Dad, I wish you were still here. It’s tough losing a parent, especially when you’re still a child. You end up going through life, and its just you. You question choices and who you are, wondering if you are enough. I wonder if I would make you proud. If you were here, I wouldn’t have to miss you.
There is so much that you have missed. I wish you could see my apartment, I never thought I would move to the big city. I would love to introduce you to all my new friends. You would love them. They have helped me become the person I am today. Of course nobody helped me become who I am more then you. I would love to tell you about my job, the job I absolutely love. I never thought I would be this happy in life without you, but here I am.
You taught me a lot in the time I was able to spend with you. I’m often told how strong of a person I am, and I credit that to you. You taught me to work hard, always have a sense of humor, and always be the best you can be. Thank you for that. It’s hard not to be bitter some days, but I do my best. I know you would want me to.
It makes me sad when I think of all you missed, and everything you will miss throughout the years. I don’t know if you would think I’m unjustified in feeling robbed of having a father around. Maybe I am. Because for 22 years, I experienced THE BEST one.
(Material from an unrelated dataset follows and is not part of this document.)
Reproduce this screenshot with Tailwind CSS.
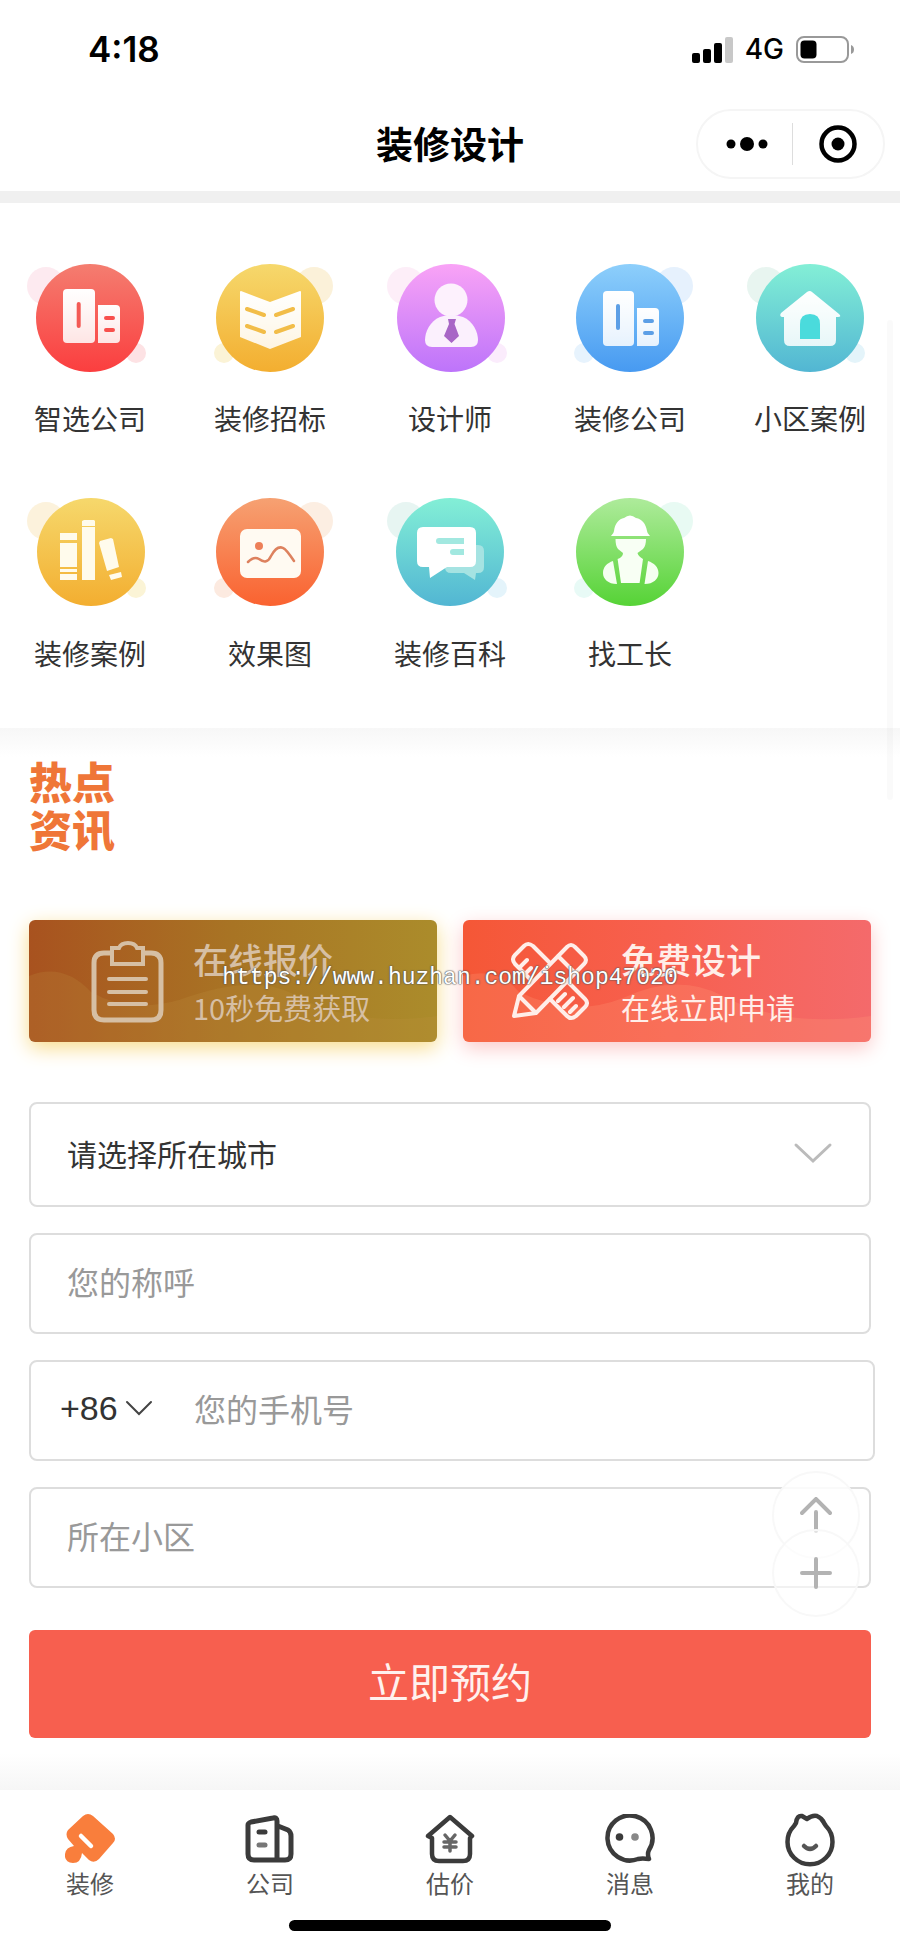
<!DOCTYPE html>
<html lang="zh-CN">
<head>
<meta charset="utf-8">
<meta name="viewport" content="width=device-width, initial-scale=1">
<title>装修设计</title>
<script src="https://cdn.jsdelivr.net/npm/@tailwindcss/browser@4"></script>
</head>
<body class="relative flex min-h-screen flex-col bg-white font-['Noto_Sans_CJK_SC',sans-serif] text-[#333]">

<header class="border-b-12 border-[#f0f0f0] text-black">
  <div class="flex h-24 items-center justify-between pt-[2px] pr-[46px] pl-22 font-['Inter',sans-serif]">
    <time class="text-[35px] font-semibold">4:18</time>
    <div class="flex items-center gap-3">
      <svg class="h-[27px] w-[41px]" viewBox="0 0 41 27" aria-label="信号"><rect x="0" y="17" width="8" height="10" rx="2"/><rect x="11" y="13" width="8" height="14" rx="2"/><rect x="22" y="7" width="8" height="20" rx="2"/><rect x="33" y="1" width="8" height="26" rx="2" fill="#c8c8c8"/></svg>
      <span class="text-[28px] font-medium">4G</span>
      <svg class="h-[27px] w-[58px]" viewBox="0 0 58 27" aria-label="电量"><rect x="1" y="1" width="51" height="25" rx="7" fill="none" stroke="#999" stroke-width="2"/><rect x="4.500" y="4.500" width="16" height="18" rx="4"/><path d="M55 9q3 1 3 4.500t-3 4.500z" fill="#999"/></svg>
    </div>
  </div>
  <div class="grid h-[95px] grid-cols-[1fr_auto_1fr] items-center pr-[15px] pl-[15px]">
    <span></span>
    <h1 class="text-[37px] font-bold">装修设计</h1>
    <div class="flex h-[70px] w-[189px] items-center justify-self-end rounded-full border-2 border-[#f5f5f5]">
      <button type="button" class="flex flex-1 justify-center pl-1" aria-label="更多"><svg class="h-4 w-[42px]" viewBox="0 0 42 16"><circle cx="5" cy="8" r="4.500"/><circle cx="21" cy="8" r="7"/><circle cx="37" cy="8" r="4.500"/></svg></button>
      <span class="h-[42px] w-px bg-[#ddd]"></span>
      <button type="button" class="flex flex-1 justify-center" aria-label="关闭"><svg class="size-[38px]" viewBox="0 0 38 38"><circle cx="19" cy="19" r="16.500" fill="none" stroke="#000" stroke-width="4.500"/><circle cx="19" cy="19" r="6.500"/></svg></button>
    </div>
  </div>
</header>

<svg class="absolute size-0" aria-hidden="true">
  <defs>
    <linearGradient id="red" x2="0" y2="1"><stop stop-color="#f47d70"/><stop offset="1" stop-color="#fb3e3f"/></linearGradient>
    <linearGradient id="gold" x2="0" y2="1"><stop stop-color="#f6d86c"/><stop offset="1" stop-color="#f3ae30"/></linearGradient>
    <linearGradient id="purple" x2="0" y2="1"><stop stop-color="#f9a3f6"/><stop offset="1" stop-color="#bd74fa"/></linearGradient>
    <linearGradient id="blue" x2="0" y2="1"><stop stop-color="#8dcffb"/><stop offset="1" stop-color="#479af1"/></linearGradient>
    <linearGradient id="teal" x2="0" y2="1"><stop stop-color="#83efd6"/><stop offset="1" stop-color="#52b6d3"/></linearGradient>
    <linearGradient id="orange" x2="0" y2="1"><stop stop-color="#f6a172"/><stop offset="1" stop-color="#fa6230"/></linearGradient>
    <linearGradient id="green" x2="0" y2="1"><stop stop-color="#aeeb9b"/><stop offset="1" stop-color="#56d336"/></linearGradient>
    <linearGradient id="paper" x2="0" y2="1"><stop stop-color="#fff"/><stop offset="1" stop-color="#fff" stop-opacity=".85"/></linearGradient>
  </defs>
</svg>

<nav aria-label="服务" class="grid grid-cols-5 gap-y-[55px] py-[55px] text-[28px] leading-10">
  <a href="#" class="flex flex-col items-center gap-5">
    <svg class="size-[120px] overflow-visible" viewBox="0 0 120 120"><circle cx="16" cy="28" r="19" fill="#fdeaf0"/><circle cx="106" cy="95" r="10" fill="#fde2e4"/><circle cx="60" cy="60" r="54" fill="url(#red)"/><rect x="33" y="31" width="32" height="54" rx="4" fill="url(#paper)"/><path d="M68 47h18q4 0 4 4v30q0 4-4 4H68z" fill="url(#paper)"/><path d="M48.700 46v22" stroke="#f35a55" stroke-width="4" stroke-linecap="round"/><path d="M76 60h7M76 72h7" stroke="#f8504d" stroke-width="4" stroke-linecap="round"/></svg>
    <span>智选公司</span>
  </a>
  <a href="#" class="flex flex-col items-center gap-5">
    <svg class="size-[120px] overflow-visible" viewBox="0 0 120 120"><circle cx="104" cy="28" r="19" fill="#fbf1d9"/><circle cx="14" cy="95" r="10" fill="#fbf3d6"/><circle cx="60" cy="60" r="54" fill="url(#gold)"/><path d="M31 33l29 11 30-11q1 0 1 1v45L60 91 30 79V34q0-1 1-1z" fill="url(#paper)"/><path d="M37 51l17 6M66 57l17-6M37 68l17 6M66 74l17-6" stroke="#f2bd48" stroke-width="4" stroke-linecap="round"/></svg>
    <span>装修招标</span>
  </a>
  <a href="#" class="flex flex-col items-center gap-5">
    <svg class="size-[120px] overflow-visible" viewBox="0 0 120 120"><circle cx="16" cy="28" r="19" fill="#fdeef8"/><circle cx="107" cy="95" r="10" fill="#fbecfc"/><circle cx="61" cy="60" r="54" fill="url(#purple)"/><circle cx="61" cy="42" r="16.500" fill="#fdf1fd"/><path d="M50 59Q61 55 73 59C83 63 88 74 88 82Q88 89 81 89H42Q35 89 35 82C35 74 40 63 50 59Z" fill="#fbf0fd"/><path d="M58 61h8l-1.500 5 4.500 12-7.500 7-7.500-7 5-12z" fill="#a866c6"/></svg>
    <span>设计师</span>
  </a>
  <a href="#" class="flex flex-col items-center gap-5">
    <svg class="size-[120px] overflow-visible" viewBox="0 0 120 120"><circle cx="104" cy="28" r="19" fill="#e6f1fd"/><circle cx="14" cy="95" r="10" fill="#e7f3fd"/><circle cx="60" cy="60" r="54" fill="url(#blue)"/><rect x="33" y="33" width="31" height="55" rx="4" fill="url(#paper)"/><path d="M67 50h18q4 0 4 4v30q0 4-4 4H67z" fill="url(#paper)"/><path d="M48 48v22" stroke="#5c9fe6" stroke-width="4" stroke-linecap="round"/><path d="M75 63h7M75 75h7" stroke="#5c9fe6" stroke-width="4" stroke-linecap="round"/></svg>
    <span>装修公司</span>
  </a>
  <a href="#" class="flex flex-col items-center gap-5">
    <svg class="size-[120px] overflow-visible" viewBox="0 0 120 120"><circle cx="16" cy="28" r="19" fill="#e8f5f0"/><circle cx="105" cy="95" r="10" fill="#e4f4fa"/><circle cx="60" cy="60" r="54" fill="url(#teal)"/><path d="M57 34q3-2 5 0l27 22q3 3-1 3h-2v23q0 6-6 6H40q-6 0-6-6V59h-2q-3-1-1-4z" fill="url(#paper)"/><path d="M50 81V66q0-10 10-10t10 10v15z" fill="#4adbdc"/></svg>
    <span>小区案例</span>
  </a>
  <a href="#" class="flex flex-col items-center gap-5">
    <svg class="size-[120px] overflow-visible" viewBox="0 0 120 120"><circle cx="16" cy="28" r="19" fill="#fcf2dc"/><circle cx="106" cy="95" r="10" fill="#fbf4d6"/><circle cx="61" cy="59" r="54" fill="url(#gold)"/><path d="M30 40h17v7H30zM30 50h17v24H30zM30 76h17v3H30zM30 81h17v6H30zM54 27h10l1 1v5H52v-5zM52 34h13v53H52zM70 48l11-3 2 1 6 28-12 4-8-28zM79 82l12-3 1 5-11 3z" fill="#fffbec"/></svg>
    <span>装修案例</span>
  </a>
  <a href="#" class="flex flex-col items-center gap-5">
    <svg class="size-[120px] overflow-visible" viewBox="0 0 120 120"><circle cx="104" cy="28" r="19" fill="#fceee2"/><circle cx="14" cy="95" r="10" fill="#fceae0"/><circle cx="60" cy="59" r="54" fill="url(#orange)"/><rect x="30" y="36" width="61" height="49" rx="7" fill="#fffaf2"/><circle cx="49" cy="53" r="4" fill="#ed7f58"/><path d="M38 69Q44 63 49 66Q57 72 61 63Q67 52 73 55Q76 56 84 68" fill="none" stroke="#dd815e" stroke-width="2.500" stroke-linecap="round"/></svg>
    <span>效果图</span>
  </a>
  <a href="#" class="flex flex-col items-center gap-5">
    <svg class="size-[120px] overflow-visible" viewBox="0 0 120 120"><circle cx="16" cy="28" r="19" fill="#e7f5f2"/><circle cx="107" cy="95" r="10" fill="#e4f4fb"/><circle cx="60" cy="59" r="54" fill="url(#teal)"/><path d="M61 52h27q6 0 6 6v16q0 6-6 6h-2l-1 7-11-7H61q-6 0-6-6V58q0-6 6-6z" fill="#a5e3e2"/><path d="M33 34h47q6 0 6 6v28q0 6-6 6H57L40 85l-1-11h-6q-6 0-6-6V40q0-6 6-6z" fill="#fff"/><path d="M49 48h25M63 59h11" stroke="#a2e8e0" stroke-width="6"/><path d="M49 45a3 3 0 000 6M63 56a3 3 0 000 6" fill="#a2e8e0"/></svg>
    <span>装修百科</span>
  </a>
  <a href="#" class="flex flex-col items-center gap-5">
    <svg class="size-[120px] overflow-visible" viewBox="0 0 120 120"><circle cx="104" cy="28" r="19" fill="#e8faf3"/><circle cx="14" cy="95" r="10" fill="#e8faf6"/><circle cx="60" cy="59" r="54" fill="url(#green)"/><path d="M41 43q3-3 3-5c1-8 5-12 10-13q6-5 12 0c6 1 10 6 11 13q0 2 3 5z" fill="#fff"/><path d="M45.500 46H76Q76 53 73 56L67.500 60Q68 63 73 66L69.600 90H51L47.600 66Q53 64 53 60L48 56Q45.500 53 45.500 46Z" fill="#f8fff4"/><path d="M43 68l4 23c-9 0-14-5-14-11 0-6 4-10 10-12zM78 68l-3.500 23c9 0 14-5 14-11 0-6-4.500-10-10.500-12z" fill="#f4fff0"/></svg>
    <span>找工长</span>
  </a>
</nav>

<main class="flex flex-1 flex-col px-[29px]">
  <section class="-mx-[29px] bg-linear-to-b from-[#f7f7f7] to-white to-15% px-[29px] pt-7 pb-[68px]">
    <h2 class="w-24 text-[43px] leading-12 font-black text-[#ef7638]">热点<br>资讯</h2>
  </section>

  <section class="relative grid grid-cols-2 gap-[26px] leading-12">
    <a href="#" class="relative flex h-[122px] items-center gap-[29px] overflow-hidden rounded-md bg-linear-to-r from-[#a8521f] via-[#a87424] to-[#ab8c2b] pl-[62px] text-[#d6bfa4] shadow-[0_6px_20px_#f8dc8c]">
      <svg class="absolute inset-0 size-full" viewBox="0 0 408 122" preserveAspectRatio="none" aria-hidden="true"><path d="M0 56Q34 42 62 72Q100 94 150 80Q220 54 260 72Q320 108 408 96V122H0z" fill="#c09040" fill-opacity=".22"/></svg>
      <svg class="relative h-[83px] w-[73px] shrink-0" viewBox="0 0 73 83" fill="none" stroke="currentColor" stroke-width="5" stroke-linecap="round"><path d="M20 13H13Q3 13 3 23V70Q3 80 13 80H60Q70 80 70 70V23Q70 13 60 13H53"/><path d="M21 8H28Q30 3 37 3T46 8H52V24H21Z" stroke-linecap="butt" stroke-width="4"/><path d="M18 39H55M18 52H55M18 64H55" stroke-width="4"/></svg>
      <div class="relative pt-1 whitespace-nowrap">
        <h3 class="text-[35px] font-medium">在线报价</h3>
        <p class="text-[29px]">10秒免费获取</p>
      </div>
    </a>
    <a href="#" class="relative flex h-[122px] items-center gap-8 overflow-hidden rounded-md bg-linear-to-r from-[#f55736] via-[#f7604f] to-[#f46a6b] pl-12 text-[#ffeee9] shadow-[0_6px_20px_#fbc8c8]">
      <svg class="absolute inset-0 size-full" viewBox="0 0 408 122" preserveAspectRatio="none" aria-hidden="true"><path d="M0 56Q34 46 56 72Q110 98 160 78Q215 52 260 76Q320 108 408 96V122H0z" fill="#ff9a78" fill-opacity=".25"/></svg>
      <svg class="relative size-[78px] shrink-0 overflow-visible" viewBox="0 0 78 78" fill="none" stroke="currentColor" stroke-width="4" stroke-linejoin="round" stroke-linecap="round"><path d="M38 20L22 4Q17 0 13 4L4 13Q0 17 4 22L20 38M57 40L74 57Q78 61 74 65L65 74Q60 78 56 74L39 57M9 25l7-7M15 31l5-5M47 59l7-7M53 65l9-9M59 70l6-6"/><path d="M8 54L56 5Q60 1 64 5L73 14Q77 18 73 22L25 71L3 74ZM8 54L25 71M47 14L64 31"/></svg>
      <div class="relative pt-1 whitespace-nowrap">
        <h3 class="text-[35px] font-medium">免费设计</h3>
        <p class="text-[29px]">在线立即申请</p>
      </div>
    </a>
    <span class="pointer-events-none absolute inset-x-0 top-[34px] text-center font-['Liberation_Mono',monospace] text-[23px] text-white [text-shadow:0_0_1px_#555,0_0_1px_#555,0_0_2px_#555]">https://www.huzhan.com/ishop47020</span>
  </section>

  <form class="relative mt-[60px] flex flex-col gap-[26px] text-[32px]">
    <div class="relative">
      <select aria-label="请选择所在城市" class="h-[105px] w-full appearance-none rounded-lg border-2 border-[#ddd] bg-white pb-[2px] pl-9 text-[30px]"><option>请选择所在城市</option></select>
      <svg class="pointer-events-none absolute top-10 right-[38px] h-[22px] w-10" viewBox="0 0 40 22" fill="none" stroke="#bbb" stroke-width="3" stroke-linecap="round"><path d="M3 3L20 19L37 3"/></svg>
    </div>
    <input type="text" aria-label="您的称呼" placeholder="您的称呼" class="h-[101px] rounded-lg border-2 border-[#ddd] pb-[6px] pl-9 placeholder:text-[#999]">
    <div class="-mr-1 flex h-[101px] rounded-lg border-2 border-[#ddd]">
      <div class="relative">
        <select aria-label="区号" class="h-full w-[134px] appearance-none bg-transparent pb-1 pl-[29px] font-['Liberation_Sans',sans-serif] text-[34px]"><option>+86</option></select>
        <svg class="pointer-events-none absolute top-[38px] right-3 h-4 w-7" viewBox="0 0 28 16" fill="none" stroke="#444" stroke-width="2" stroke-linecap="round"><path d="M2 2L14 14L26 2"/></svg>
      </div>
      <input type="tel" aria-label="您的手机号" placeholder="您的手机号" class="min-w-0 flex-1 pb-[6px] pl-[29px] placeholder:text-[#999]">
    </div>
    <input type="text" aria-label="所在小区" placeholder="所在小区" class="h-[101px] rounded-lg border-2 border-[#ddd] pb-[6px] pl-9 placeholder:text-[#999]">
    <button type="submit" class="mt-4 h-[108px] rounded-md bg-[#f75f4f] pb-[6px] text-[41px] text-[#fff1ee]">立即预约</button>

    <div class="absolute top-[369px] right-[11px] flex flex-col text-[#b3b3b3]">
      <button type="button" aria-label="返回顶部" class="flex size-[88px] items-center justify-center rounded-full border-2 border-[#f8f8f8] bg-white/85"><svg class="h-9 w-8" viewBox="0 0 32 36" fill="none" stroke="currentColor" stroke-width="4" stroke-linecap="round"><path d="M2 16L16 2L30 16M16 15V34"/></svg></button>
      <button type="button" aria-label="更多操作" class="-mt-[30px] flex size-[88px] items-center justify-center rounded-full border-2 border-[#f8f8f8] bg-white/60"><svg class="size-8" viewBox="0 0 32 32" fill="none" stroke="currentColor" stroke-width="4" stroke-linecap="round"><path d="M2 16H30M16 2V30"/></svg></button>
    </div>
  </form>
  <div class="-mx-[29px] min-h-[52px] flex-1 bg-linear-to-b from-white from-30% to-[#f6f6f6]"></div>
</main>

<footer class="flex flex-col items-center bg-white pt-6 pb-[17px]">
  <nav aria-label="主导航" class="grid w-full grid-cols-5 text-2xl leading-[30px] text-[#555]">
    <a href="#" aria-current="page" class="flex flex-col items-center gap-1"><svg class="size-[50px]" viewBox="0 0 50 50"><path d="M18 2Q23-2 28 2L48 20Q52 25 48 29L34 45Q29 50 24 46L17 39Q16 49 8 49Q-1 48 0 40Q1 33 9 32L3 25Q0 20 3 16Z" fill="#f97e3c"/><path d="M16 22L26 32" stroke="#fff" stroke-width="4.500" stroke-linecap="round"/></svg>装修</a>
    <a href="#" class="flex flex-col items-center gap-1"><svg class="size-[50px]" viewBox="0 0 50 50" fill="none" stroke="#3b3b3b" stroke-width="5" stroke-linecap="round" stroke-linejoin="round"><path d="M3 11Q3 9 6 8L28 4Q32 3 32 7V46H9Q3 46 3 40ZM33 12L43 16Q46 18 46 22V40Q46 46 40 46H32"/><path d="M14 18H20"/><path d="M14 31H20" stroke="#777"/></svg>公司</a>
    <a href="#" class="flex flex-col items-center gap-1"><svg class="size-[50px]" viewBox="0 0 50 50" fill="none" stroke="#3b3b3b" stroke-width="4.500" stroke-linecap="round" stroke-linejoin="round"><path d="M3 22L25 3L47 22L45 24V40Q45 47 38 47H14Q7 47 7 40V24Z"/><path d="M20 21L25 27L30 21M25 27V37M19 28H31M19 33H31" stroke="#666" stroke-width="3.500"/></svg>估价</a>
    <a href="#" class="flex flex-col items-center gap-1"><svg class="size-[50px]" viewBox="0 0 50 50" fill="none" stroke="#3b3b3b" stroke-width="4.500" stroke-linejoin="round"><path d="M33 45A22.500 22.500 0 1 1 44 36Q42 40 44 45Q37 44 33 45Z"/><circle cx="14.500" cy="23" r="3.800" fill="#3b3b3b" stroke="none"/><circle cx="30" cy="23" r="3.800" fill="#888" stroke="none"/></svg>消息</a>
    <a href="#" class="flex flex-col items-center gap-1"><svg class="size-[50px] overflow-visible" viewBox="0 0 50 50" fill="none" stroke="#3b3b3b" stroke-width="4.500" stroke-linecap="round" stroke-linejoin="round"><path d="M11 9Q12 1 17 2L22 5Q27 1 32 2Q37 4 39 9L41 12A22.500 22.500 0 1 1 9 12Z"/><path d="M19 32Q25 38 31 32" stroke="#555"/></svg>我的</a>
  </nav>
  <div class="mt-[22px] h-[11px] w-[322px] rounded-full bg-black"></div>
</footer>

<div class="pointer-events-none absolute top-80 right-[7px] h-[480px] w-[6px] rounded-full bg-black/2"></div>
</body>
</html>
I just wonder why you had to be taken so soon.
Only the good die young is what they say. I don’t think anything could be more truthful. I don’t talk about you as much as I used to anymore. Sometimes I forget what your voice sounds like. I think the scariest part of losing you is losing memories. Losing sight of who you were. I could never forget you, but as time passes some of the memories do fade. I don’t want to forget them.
Dear Dad, I miss you more then words could say. Thank you for watching out for me and keeping me on the right path. Please continue to look out for me and guide me. Dear Dad, I love you.